You can also use AdaptiveAvgPool2d((1, 1)) or GlobalAveragePooling2D() to remove dependence on input image size.

🔹 Common Mistakes to Avoid¶

Mistake	Consequence
Forgetting `.view()` / `.Flatten()`	Shape error in Linear/Dense layer
Pooling too early or too often	Loss of spatial detail, underfitting
Too few filters	Not enough capacity to learn visual patterns
Mismatched shapes at classifier input	Crash at final FC layer
No normalization or activation	Poor learning and convergence

💻 PyTorch: Build a Clean MiniCNN¶

import torch
import torch.nn as nn

class MiniCNN(nn.Module):
    def __init__(self):
        super().__init__()
        self.features = nn.Sequential(
            nn.Conv2d(3, 32, kernel_size=3, padding=1),
            nn.ReLU(),
            nn.MaxPool2d(2),

            nn.Conv2d(32, 64, kernel_size=3, padding=1),
            nn.ReLU(),
            nn.MaxPool2d(2)
        )

        self.classifier = nn.Sequential(
            nn.Flatten(),
            nn.Linear(64 * 56 * 56, 128),  # assuming input is 224×224
            nn.ReLU(),
            nn.Dropout(0.3),
            nn.Linear(128, 3)
        )

    def forward(self, x):
        x = self.features(x)
        return self.classifier(x)

🧪 TensorFlow: Equivalent MiniCNN¶

import tensorflow as tf
from tensorflow.keras import layers, models

class MiniCNN(tf.keras.Model):
    def __init__(self):
        super().__init__()

        self.conv1 = layers.Conv2D(32, 3, padding='same', activation='relu')
        self.pool1 = layers.MaxPooling2D()
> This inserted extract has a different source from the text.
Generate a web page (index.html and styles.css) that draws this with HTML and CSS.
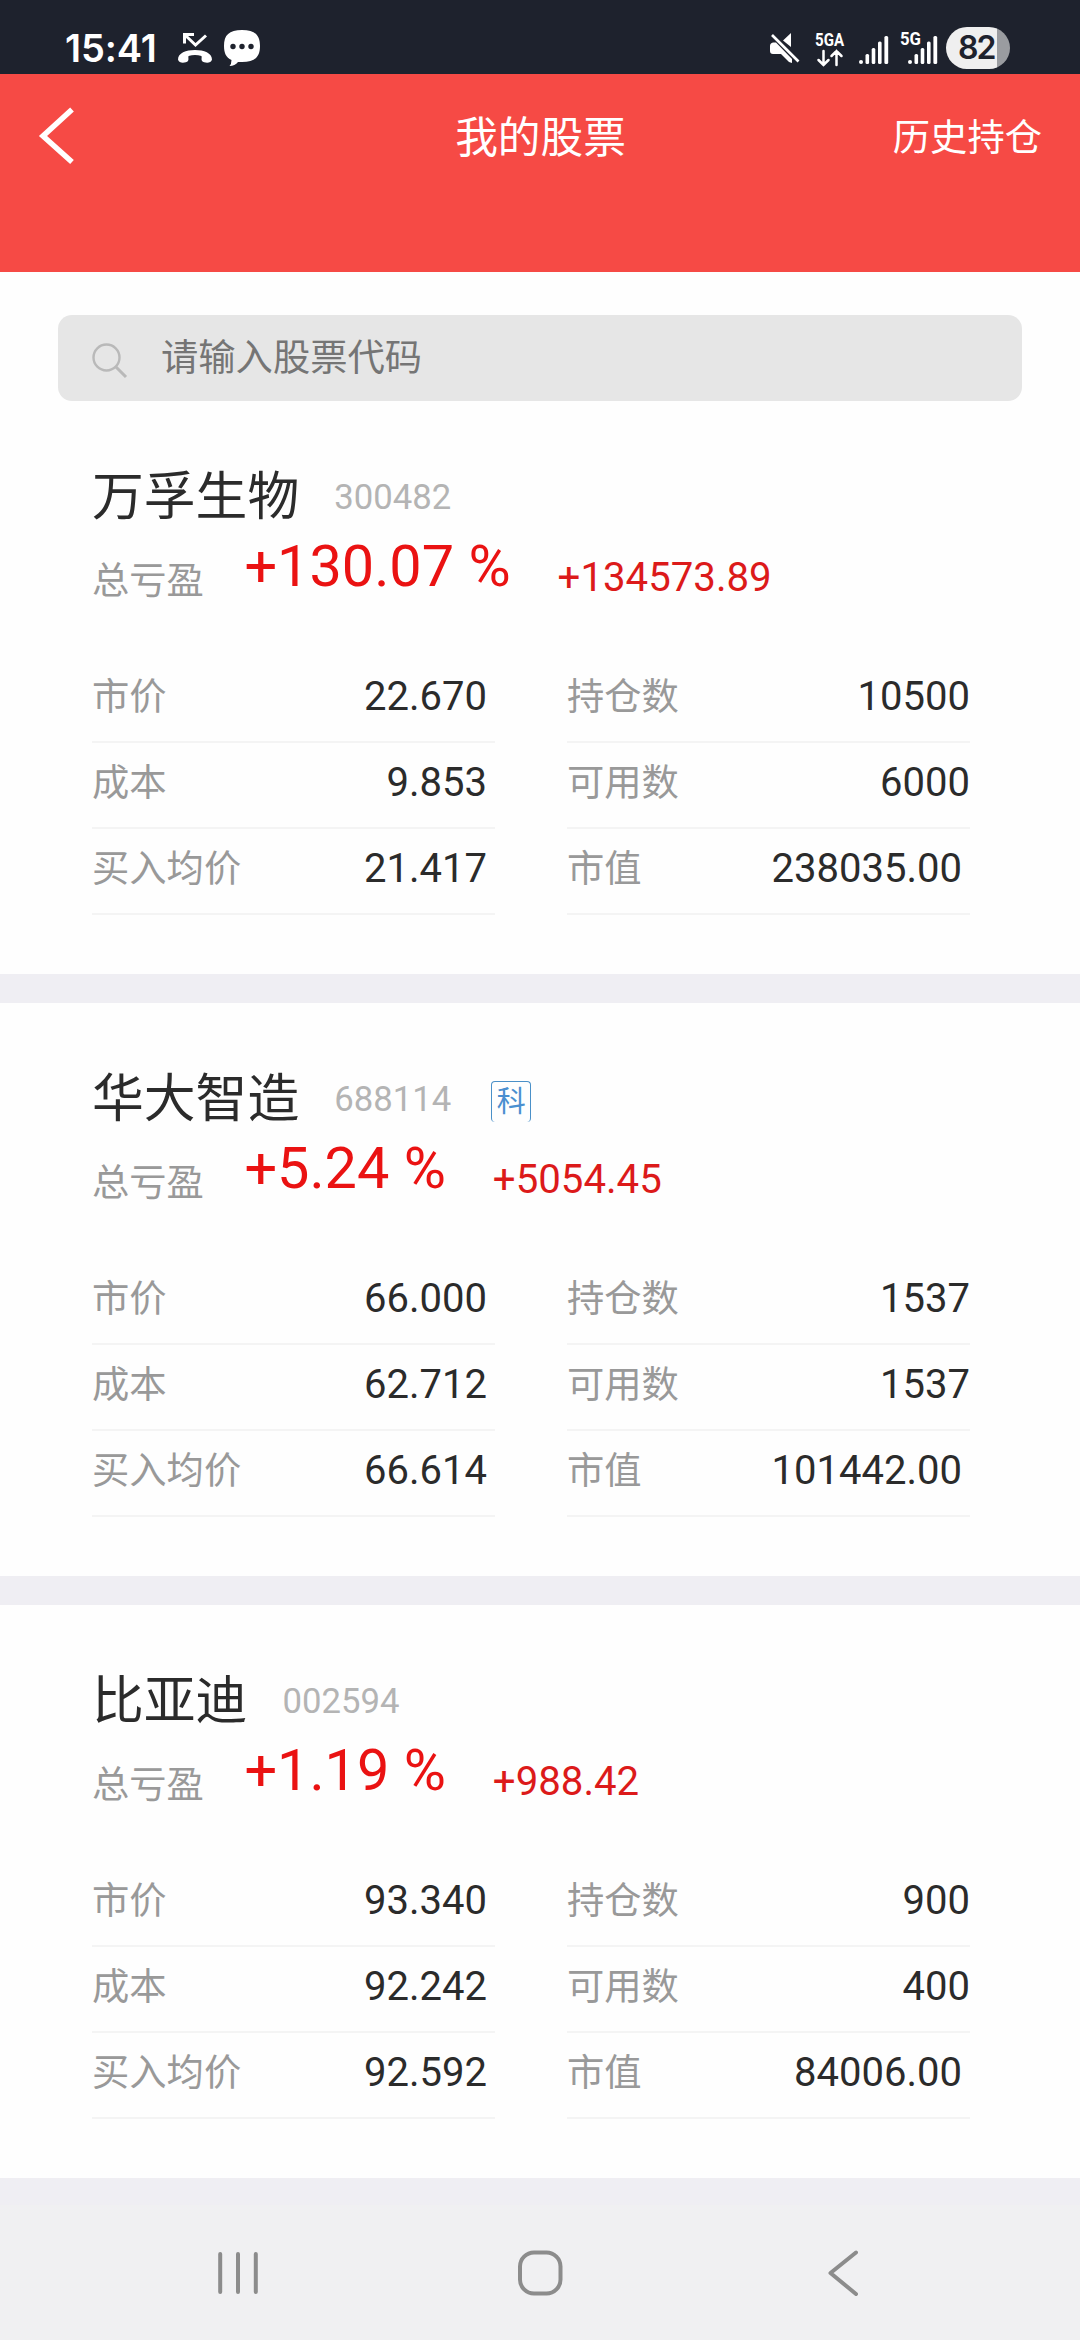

        self.conv2 = layers.Conv2D(64, 3, padding='same', activation='relu')
        self.pool2 = layers.MaxPooling2D()

        self.flatten = layers.Flatten()
        self.fc1 = layers.Dense(128, activation='relu')
        self.dropout = layers.Dropout(0.3)
        self.out = layers.Dense(3)

    def call(self, x, training=False):
        x = self.conv1(x)
        x = self.pool1(x)

        x = self.conv2(x)
        x = self.pool2(x)

        x = self.flatten(x)
        x = self.fc1(x)
        x = self.dropout(x, training=training)
        return self.out(x)

Framework Comparison Table¶

Element	PyTorch	TensorFlow
Conv + ReLU + Pool block	`nn.Sequential()` + `nn.Conv2d`, etc.	`layers.Conv2D` + `ReLU` + `MaxPooling`
Flatten + Dense	`nn.Flatten()` + `nn.Linear`	`Flatten()` + `Dense()`
Dropout in training	Auto-disabled in `eval()` mode	Manual: `training=True` in `call()`
Global pooling	`AdaptiveAvgPool2d((1, 1))`	`GlobalAveragePooling2D()`

Mini-Exercise¶

Design a CNN for CIFAR-10 (input: 32×32×3):

Stack 3 Conv2D layers with increasing filters (e.g., 32 → 64 → 128)
Add ReLU + MaxPool after every 2 layers
Use Global Average Pooling before Dense
Use Dropout to prevent overfitting
Output 10 classes

Bonus: Replace MaxPool2D with stride=2 Conv2D and compare performance.